Malaysia's High Commissioner to Australia has slammed the "widespread mis-characterisation" of his country by some federal MPs in the debate over the Gillard government's people-swap plan.
In a letter to parliamentarians, Salman Ahmad has said that the debate "does not reflect Malaysia's track record on the issue of asylum seekers and refugees".
"We see it as unfair that this democratic debate has been undertaken at the expense of Malaysia's good reputation and its solid values," Mr Ahmad wrote.
"I am very concerned with the sustained negative portrayal of my country in the Parliament, which has extended to the media and the general public.
"While it is truly understandable that all sides of the Parliament want to employ the most effective policy for the country to protect its borders against illegal arrivals, its action in bringing down and tarnishing the good name of another country is uncalled for," he wrote.
Mr Ahmad said Malaysia had entered into the arrangement for the people swap with the sincere intention of combating "the heinous crimes" of people smuggling and trafficking. This was consistent with agreed regional processes.
The arrangement was also decided after extensive consultations with the United Nations High Commissioner For Refugees and the International Organisation for Migration. These organisations would be vigorously involved in providing necessary support and operational assistance in implementing the arrangement.
The Malaysian people swap - under which Australia would send 800 asylum seekers to Malaysia and in return take in several thousand refugees - is the government's desired policy to deter boat arrivals. It was struck down by the High Court, and the government has not been able to win sufficient parliamentary numbers to get it through.
The Coalition has strongly condemned the Malaysia deal on the grounds that people's human rights would not be protected, pointing to Malaysia's refusal to sign the refugee convention.
Mr Ahmad said Malaysia's co-operation with the UNHCR in resettling refugees to a third country went back a long way. He pointed to its record in handling Vietnamese boat people as "a clear testimony of our sincere commitments to solving the refugee problem". He said it spoke volumes for Malaysia's efforts in providing assistance on humanitarian grounds on a case-by-case basis.

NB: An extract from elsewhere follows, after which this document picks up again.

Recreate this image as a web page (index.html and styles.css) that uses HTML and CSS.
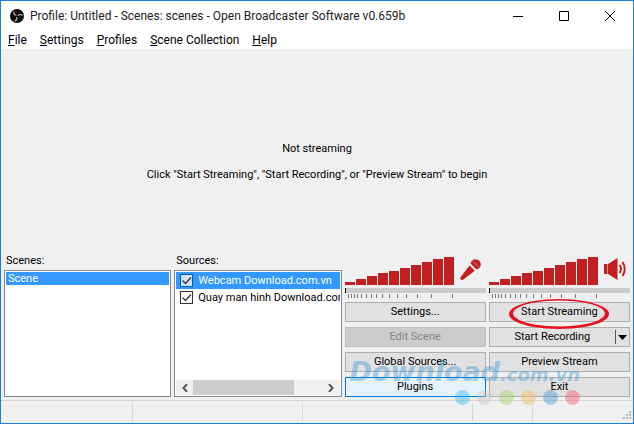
FILE: index.html
```html
<!DOCTYPE html>
<html lang="en">
<head>
    <meta charset="UTF-8">
    <meta name="viewport" content="width=device-width, initial-scale=1">
    <title>Open Broadcaster Software</title>
    <link rel="stylesheet" href="styles.css">
</head>

<body>
    <header class="titlebar">
        <svg class="app-icon" viewBox="0 0 14 14" width="14" height="14">
            <circle cx="7" cy="7" r="7" fill="#0c0c0c"/>
            <g fill="none" stroke="#c9c9c9" stroke-width="1.1">
                <path d="M4 2.4C3.4 4.8 4.6 6.2 6.4 6.2"/>
                <path d="M4 2.4C3.4 4.8 4.6 6.2 6.4 6.2" transform="rotate(120 7 7)"/>
                <path d="M4 2.4C3.4 4.8 4.6 6.2 6.4 6.2" transform="rotate(240 7 7)"/>
            </g>
        </svg>
        <h1 class="title">Profile: Untitled - Scenes: scenes - Open Broadcaster Software v0.659b</h1>
        <div class="window-buttons">
            <button aria-label="Minimize"><svg width="10" height="10"><path d="M0 5.5h10" stroke="#000"/></svg></button>
            <button aria-label="Maximize"><svg width="10" height="10"><path d="M.5.5h9v9h-9z" fill="none" stroke="#000"/></svg></button>
            <button aria-label="Close"><svg width="10" height="10"><path d="M0 0l10 10M10 0L0 10" stroke="#000"/></svg></button>
        </div>
    </header>

    <nav class="menu">
        <button><u>F</u>ile</button>
        <button><u>S</u>ettings</button>
        <button><u>P</u>rofiles</button>
        <button><u>S</u>cene Collection</button>
        <button><u>H</u>elp</button>
    </nav>

    <main class="preview">
        <p>Not streaming</p>
        <p>Click "Start Streaming", "Start Recording", or "Preview Stream" to begin</p>
    </main>

    <section class="panels">
        <div class="panel">
            <h2>Scenes:</h2>
            <ul class="listbox scenes">
                <li class="selected">Scene</li>
            </ul>
        </div>

        <div class="panel">
            <h2>Sources:</h2>
            <div class="listbox sources">
                <label class="selected"><input type="checkbox" checked>Webcam Download.com.vn</label>
                <label><input type="checkbox" checked>Quay man hinh Download.com.vn</label>
                <div class="scrollbar">
                    <button aria-label="Scroll left"><svg width="6" height="8"><path d="M5 0L1.500 4L5 8" fill="none" stroke="#555" stroke-width="2"/></svg></button>
                    <div class="track"><div class="thumb"></div></div>
                    <button aria-label="Scroll right"><svg width="6" height="8"><path d="M1 0L4.500 4L1 8" fill="none" stroke="#555" stroke-width="2"/></svg></button>
                </div>
            </div>
        </div>

        <div class="controls">
            <div class="volume">
                <svg class="meter" width="110" height="28" fill="#c02020">
                    <path d="M0 25h10v3H0zM11 22h10v6H11zM22 19h10v9H22zM33 16h10v12H33zM44 14h10v14H44zM55 11h10v17H55zM66 8h10v20H66zM77 5h10v23H77zM88 2h10v26H88zM99 0h10v28H99z"/>
                </svg>
                <svg class="volume-icon" width="24" height="28" fill="#c02020">
                    <path d="M9.500 8.500L14.800 13.800L3 22.800Q1.500 23.500 .5 22.300Q-.2 21.200 .7 20z"/>
                    <path d="M10.500 6.500Q11.500 2.500 15.500 2.300Q20.500 2.500 20.800 7.500Q20.500 11.500 16.500 12.500z"/>
                    <path d="M9.800 7L16.200 13.300" stroke="#f0f0f0" stroke-width=".8"/>
                    <path d="M13.300 4.500L18.800 10" stroke="#e89090" stroke-width=".8"/>
                </svg>
            </div>
            <svg class="ticks" height="11" role="img" aria-label="Microphone level">
                <rect width="100%" height="5" fill="#cacaca"/>
                <rect width="1" height="5"/>
                <path d="M3.500 6v4M6.500 6v4M9.500 6v4M12.500 6v4M16.500 6v4M21.500 6v4M26.500 6v4M31.500 6v4M37.500 6v4M44.500 6v4M52.500 6v4M61.500 6v4M72.500 6v4M86.500 6v4M107.500 6v4" stroke="#777"/>
            </svg>
            <button class="btn">Settings...</button>
            <button class="btn" disabled>Edit Scene</button>
            <button class="btn">Global Sources...</button>
            <button class="btn focused">Plugins</button>
        </div>

        <div class="controls">
            <div class="volume">
                <svg class="meter" width="110" height="28" fill="#c02020">
                    <path d="M0 25h10v3H0zM11 22h10v6H11zM22 19h10v9H22zM33 16h10v12H33zM44 14h10v14H44zM55 11h10v17H55zM66 8h10v20H66zM77 5h10v23H77zM88 2h10v26H88zM99 0h10v28H99z"/>
                </svg>
                <svg class="volume-icon" width="24" height="28" fill="#c02020">
                    <path d="M0 7h3.500v10H0zM4 7L13.500 1v22L4 17z"/>
                    <path d="M15.500 8Q18.500 12 15.500 16M18.500 5Q23 12 18.500 19" fill="none" stroke="#c02020" stroke-width="2"/>
                </svg>
            </div>
            <svg class="ticks" height="11" role="img" aria-label="Speaker level">
                <rect width="100%" height="5" fill="#cacaca"/>
                <rect width="1" height="5"/>
                <path d="M3.500 6v4M6.500 6v4M9.500 6v4M12.500 6v4M16.500 6v4M21.500 6v4M26.500 6v4M31.500 6v4M37.500 6v4M44.500 6v4M52.500 6v4M61.500 6v4M72.500 6v4M86.500 6v4M107.500 6v4" stroke="#777"/>
            </svg>
            <div class="marked">
                <button class="btn">Start Streaming</button>
                <svg class="ring" viewBox="0 0 100 30" width="100" height="30">
                    <path d="M50 0a50 15 0 1 0 .01 0zM50 1.500a46 13 0 1 1-.01 0z" fill="#e8101c" fill-rule="evenodd"/>
                </svg>
            </div>
            <div class="split">
                <button class="btn">Start Recording</button>
                <button class="drop" aria-label="Recording options"><svg width="9" height="5"><path d="M0 0h9L4.500 5z"/></svg></button>
            </div>
            <button class="btn">Preview Stream</button>
            <button class="btn">Exit</button>
        </div>

        <div class="watermark">
            <div class="brand">Download<span>.com.vn</span></div>
            <div class="dots"><i class="sky"></i><i class="grey"></i><i class="green"></i><i class="orange"></i><i class="blue"></i><i class="red"></i></div>
        </div>
    </section>

    <footer class="statusbar">
        <span class="first"></span><span></span><span></span><span class="short"></span>
        <svg class="grip" width="9" height="9" fill="#b8b8b8">
            <path d="M6 0h2v2H6zM3 3h2v2H3zM6 3h2v2H6zM0 6h2v2H0zM3 6h2v2H3zM6 6h2v2H6z"/>
        </svg>
    </footer>
</body>
</html>
```
FILE: styles.css
```css
* {
    box-sizing: border-box;
}

body {
    display: flex;
    flex-direction: column;
    min-height: 100vh;
    margin: 0;
    border: 1px solid #1a80d5;
    background: #f0f0f0;
    color: #000;
    font-family: Roboto, 'Liberation Sans', sans-serif;
    font-size: 11px;
    line-height: 14px;
}

h1, h2, p, ul {
    margin: 0;
    padding: 0;
    font-size: inherit;
    font-weight: normal;
}

button {
    padding: 0;
    border: none;
    background: none;
    color: inherit;
    font: inherit;
}

svg {
    display: block;
}

/* title bar and menu */
.titlebar {
    display: flex;
    align-items: center;
    height: 29px;
    padding-left: 9px;
    background: #fff;
    font-size: 12px;
    color: #222;
}

.title {
    margin-left: 6px;
}

.window-buttons {
    display: flex;
    margin-left: auto;
}

.window-buttons button {
    display: grid;
    place-items: center;
    width: 46px;
    height: 29px;
}

.menu {
    display: flex;
    gap: 13px;
    height: 19px;
    padding: 1px 0 0 7px;
    background: #fff;
    font-size: 12px;
}

/* preview area */
.preview {
    display: flex;
    flex: 1;
    flex-direction: column;
    align-items: center;
    justify-content: center;
    gap: 12px;
    padding-top: 20px;
}

/* bottom panels */
.panels {
    position: relative;
    display: grid;
    grid-template-columns: 167fr 167fr 141fr 141fr;
    gap: 3px;
    padding: 0 3px 3px;
}

.panel {
    display: flex;
    flex-direction: column;
    min-width: 0;
}

.panel h2 {
    padding-left: 2px;
    margin-bottom: 2px;
}

.listbox {
    flex: 1;
    padding: 1px;
    border: 1px solid #828790;
    background: #fff;
    list-style: none;
    overflow: hidden;
}

.scenes li {
    height: 13px;
    padding-left: 2px;
    line-height: 13px;
}

.selected {
    background: #3399ff;
    color: #fff;
}

.sources {
    display: flex;
    flex-direction: column;
}

.sources label {
    display: flex;
    align-items: center;
    gap: 5px;
    height: 17px;
    padding-left: 4px;
    white-space: nowrap;
    overflow: hidden;
}

.sources input {
    appearance: none;
    flex: none;
    width: 13px;
    height: 13px;
    margin: 0;
    border: 1px solid #333;
    background: #fff url("data:image/svg+xml,%3Csvg xmlns='http://www.w3.org/2000/svg' width='11' height='11'%3E%3Cpath d='M1.500 5.500L4.500 8.500L10 2.500' fill='none' stroke='%23333' stroke-width='1.300'/%3E%3C/svg%3E");
}

.sources .selected input {
    border-color: #0a5aa8;
    background-color: #cce4f7;
}

.scrollbar {
    display: flex;
    height: 15px;
    margin-top: auto;
    background: #f0f0f0;
}

.scrollbar button {
    display: grid;
    place-items: center;
    width: 17px;
}

.track {
    flex: 1;
}

.thumb {
    width: 78%;
    height: 100%;
    background: #cdcdcd;
}

/* volume meters and buttons */
.controls {
    display: flex;
    flex-direction: column;
    gap: 5px;
}

.volume {
    display: flex;
    gap: 5px;
    margin-top: 3px;
}

.ticks {
    width: 100%;
    margin: -2px 0 -2px;
}

.btn {
    width: 100%;
    height: 20px;
    border: 1px solid #adadad;
    background: #e1e1e1;
}

.btn:disabled {
    border-color: #bfbfbf;
    background: #cccccc;
    color: #838383;
}

.focused {
    border-color: #0078d7;
    background: #e5f1fb;
}

.marked {
    position: relative;
}

.ring {
    position: absolute;
    top: -3px;
    left: 50%;
    margin-left: -50px;
    pointer-events: none;
}

.split {
    display: flex;
    border: 1px solid #adadad;
    background: #e1e1e1;
}

.split .btn {
    height: 18px;
    border: none;
}

.drop {
    display: grid;
    flex: none;
    place-items: center;
    width: 14px;
    height: 14px;
    margin: 2px 0;
    border-left: 1px solid #555;
}

.watermark {
    position: absolute;
    right: 53px;
    bottom: -5px;
    opacity: 0.4;
    pointer-events: none;
}

.brand {
    color: #3a96d6;
    font: italic bold 27px/30px 'DejaVu Sans', sans-serif;
}

.brand span {
    font-size: 18px;
}

.dots {
    display: flex;
    justify-content: flex-end;
    gap: 7px;
}

.dots i {
    width: 15px;
    height: 15px;
    border-radius: 50%;
}

.sky { background: #25b7ee; }
.grey { background: #c8c8c8; }
.green { background: #9ccf58; }
.orange { background: #f8b750; }
.blue { background: #3a93d0; }
.red { background: #ee505c; }

/* status bar */
.statusbar {
    display: flex;
    height: 23px;
    border-top: 1px solid #d7d7d7;
}

.statusbar span {
    width: 170px;
    margin: 2px 0;
    border-right: 1px solid #d7d7d7;
}

.statusbar .first {
    width: 132px;
}

.statusbar .short {
    width: 60px;
}

.grip {
    align-self: flex-end;
    margin: 0 1px 3px auto;
}
```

"Today, there are more than 99,000 people of concern, which the UNHRC categorises refugees and asylum seekers, in Malaysia. In addition, Malaysia has to deal with about 1,303,126 illegal foreign workers."
Malaysia advocated a regional solution in tackling people-smuggling issues, he said. The fact that his country had not signed the refugee convention should not be viewed as a deterrent to "the forging of an innovative and strategic regional partnership with the aim to effectively address these crimes".
Mr Ahmad wrote that Malaysia highly valued its long standing and its historical and bilateral relationship with Australia.
"Both our countries have a broad-ranging relationship which stretches over five decades as partners in trade, investment, education, defence, agriculture, and have strong people-to-people links.
"However, we feel that the political rhetoric and the negative portrayal of Malaysia will undermine the positive aspects of our relationship and diminishes the good work we have achieved thus far in our collective efforts to combat this undignified and illegitimate industry."
Victorian Labor MP Michael Danby said no one had been a stronger critic of human rights in Malaysia than he had, but the High Commissioner was correct in responding to the attack on his country.
Mr Danby said the Liberals were willing to jeopardise Australia's good relations with its neighbours in order to enjoy "the political benefit of blocking a deal that might ease the boat people/asylum seeker problem".